> **Recorded information**
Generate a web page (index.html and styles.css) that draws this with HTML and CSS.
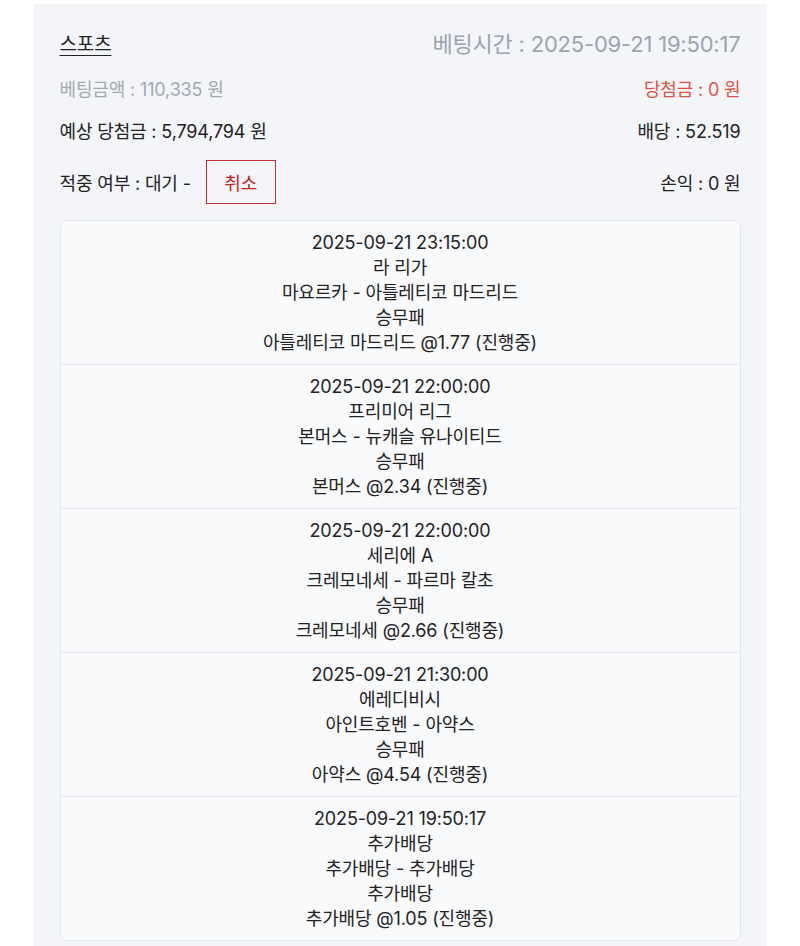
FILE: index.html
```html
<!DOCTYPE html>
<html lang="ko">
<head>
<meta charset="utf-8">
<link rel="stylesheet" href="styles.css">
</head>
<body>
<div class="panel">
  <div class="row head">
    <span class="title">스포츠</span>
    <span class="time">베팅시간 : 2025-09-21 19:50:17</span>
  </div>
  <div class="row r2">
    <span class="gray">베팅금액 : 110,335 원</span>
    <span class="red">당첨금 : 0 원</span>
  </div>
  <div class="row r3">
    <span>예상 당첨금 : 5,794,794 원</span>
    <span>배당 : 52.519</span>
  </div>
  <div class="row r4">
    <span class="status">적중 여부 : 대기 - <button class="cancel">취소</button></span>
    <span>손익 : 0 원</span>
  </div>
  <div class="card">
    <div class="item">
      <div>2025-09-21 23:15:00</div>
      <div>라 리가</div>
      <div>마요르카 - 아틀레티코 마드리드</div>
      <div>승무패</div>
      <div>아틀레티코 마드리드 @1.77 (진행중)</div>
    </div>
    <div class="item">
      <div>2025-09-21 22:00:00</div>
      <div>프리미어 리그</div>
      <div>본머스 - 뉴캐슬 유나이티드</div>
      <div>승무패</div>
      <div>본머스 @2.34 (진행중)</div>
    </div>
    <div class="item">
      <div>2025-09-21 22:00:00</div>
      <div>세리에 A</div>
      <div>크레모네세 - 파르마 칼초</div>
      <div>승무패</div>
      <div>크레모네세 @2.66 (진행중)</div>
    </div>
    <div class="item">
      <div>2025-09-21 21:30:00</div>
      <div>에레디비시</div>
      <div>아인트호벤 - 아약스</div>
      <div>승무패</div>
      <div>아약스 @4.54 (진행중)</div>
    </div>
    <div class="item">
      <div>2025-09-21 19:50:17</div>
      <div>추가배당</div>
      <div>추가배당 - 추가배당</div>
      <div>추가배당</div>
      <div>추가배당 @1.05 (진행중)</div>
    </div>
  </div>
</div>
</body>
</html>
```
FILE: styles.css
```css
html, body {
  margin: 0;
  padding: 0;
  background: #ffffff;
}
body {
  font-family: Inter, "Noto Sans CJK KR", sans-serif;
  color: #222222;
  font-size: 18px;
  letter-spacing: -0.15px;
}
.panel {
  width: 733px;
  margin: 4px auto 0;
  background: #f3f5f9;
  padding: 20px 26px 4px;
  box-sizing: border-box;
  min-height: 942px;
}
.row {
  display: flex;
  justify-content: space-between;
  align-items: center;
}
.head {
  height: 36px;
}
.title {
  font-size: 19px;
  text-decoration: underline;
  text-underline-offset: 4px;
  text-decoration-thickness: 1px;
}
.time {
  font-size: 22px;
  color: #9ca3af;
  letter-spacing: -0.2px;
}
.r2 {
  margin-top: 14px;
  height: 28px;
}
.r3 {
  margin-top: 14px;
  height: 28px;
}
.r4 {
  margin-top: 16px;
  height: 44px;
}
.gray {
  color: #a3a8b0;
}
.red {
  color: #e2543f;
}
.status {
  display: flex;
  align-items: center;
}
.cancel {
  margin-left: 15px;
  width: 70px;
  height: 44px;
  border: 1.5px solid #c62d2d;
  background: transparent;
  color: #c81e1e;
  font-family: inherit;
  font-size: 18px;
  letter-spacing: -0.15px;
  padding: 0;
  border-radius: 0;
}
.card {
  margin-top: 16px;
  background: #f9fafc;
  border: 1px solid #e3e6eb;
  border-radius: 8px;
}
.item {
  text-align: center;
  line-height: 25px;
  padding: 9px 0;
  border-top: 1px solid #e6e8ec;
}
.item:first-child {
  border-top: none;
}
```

> **Task objective**
Give the material again exactly as it is, but keep the pictures out.

> **Result of the task**
Generate a web page (index.html and styles.css) that draws this with HTML and CSS.
FILE: index.html
```html
<!DOCTYPE html>
<html lang="ko">
<head>
<meta charset="utf-8">
<link rel="stylesheet" href="styles.css">
</head>
<body>
<div class="panel">
  <div class="row head">
    <span class="title">스포츠</span>
    <span class="time">베팅시간 : 2025-09-21 19:50:17</span>
  </div>
  <div class="row r2">
    <span class="gray">베팅금액 : 110,335 원</span>
    <span class="red">당첨금 : 0 원</span>
  </div>
  <div class="row r3">
    <span>예상 당첨금 : 5,794,794 원</span>
    <span>배당 : 52.519</span>
  </div>
  <div class="row r4">
    <span class="status">적중 여부 : 대기 - <button class="cancel">취소</button></span>
    <span>손익 : 0 원</span>
  </div>
  <div class="card">
    <div class="item">
      <div>2025-09-21 23:15:00</div>
      <div>라 리가</div>
      <div>마요르카 - 아틀레티코 마드리드</div>
      <div>승무패</div>
      <div>아틀레티코 마드리드 @1.77 (진행중)</div>
    </div>
    <div class="item">
      <div>2025-09-21 22:00:00</div>
      <div>프리미어 리그</div>
      <div>본머스 - 뉴캐슬 유나이티드</div>
      <div>승무패</div>
      <div>본머스 @2.34 (진행중)</div>
    </div>
    <div class="item">
      <div>2025-09-21 22:00:00</div>
      <div>세리에 A</div>
      <div>크레모네세 - 파르마 칼초</div>
      <div>승무패</div>
      <div>크레모네세 @2.66 (진행중)</div>
    </div>
    <div class="item">
      <div>2025-09-21 21:30:00</div>
      <div>에레디비시</div>
      <div>아인트호벤 - 아약스</div>
      <div>승무패</div>
      <div>아약스 @4.54 (진행중)</div>
    </div>
    <div class="item">
      <div>2025-09-21 19:50:17</div>
      <div>추가배당</div>
      <div>추가배당 - 추가배당</div>
      <div>추가배당</div>
      <div>추가배당 @1.05 (진행중)</div>
    </div>
  </div>
</div>
</body>
</html>
```
FILE: styles.css
```css
html, body {
  margin: 0;
  padding: 0;
  background: #ffffff;
}
body {
  font-family: Inter, "Noto Sans CJK KR", sans-serif;
  color: #222222;
  font-size: 18px;
  letter-spacing: -0.15px;
}
.panel {
  width: 733px;
  margin: 4px auto 0;
  background: #f3f5f9;
  padding: 20px 26px 4px;
  box-sizing: border-box;
  min-height: 942px;
}
.row {
  display: flex;
  justify-content: space-between;
  align-items: center;
}
.head {
  height: 36px;
}
.title {
  font-size: 19px;
  text-decoration: underline;
  text-underline-offset: 4px;
  text-decoration-thickness: 1px;
}
.time {
  font-size: 22px;
  color: #9ca3af;
  letter-spacing: -0.2px;
}
.r2 {
  margin-top: 14px;
  height: 28px;
}
.r3 {
  margin-top: 14px;
  height: 28px;
}
.r4 {
  margin-top: 16px;
  height: 44px;
}
.gray {
  color: #a3a8b0;
}
.red {
  color: #e2543f;
}
.status {
  display: flex;
  align-items: center;
}
.cancel {
  margin-left: 15px;
  width: 70px;
  height: 44px;
  border: 1.5px solid #c62d2d;
  background: transparent;
  color: #c81e1e;
  font-family: inherit;
  font-size: 18px;
  letter-spacing: -0.15px;
  padding: 0;
  border-radius: 0;
}
.card {
  margin-top: 16px;
  background: #f9fafc;
  border: 1px solid #e3e6eb;
  border-radius: 8px;
}
.item {
  text-align: center;
  line-height: 25px;
  padding: 9px 0;
  border-top: 1px solid #e6e8ec;
}
.item:first-child {
  border-top: none;
}
```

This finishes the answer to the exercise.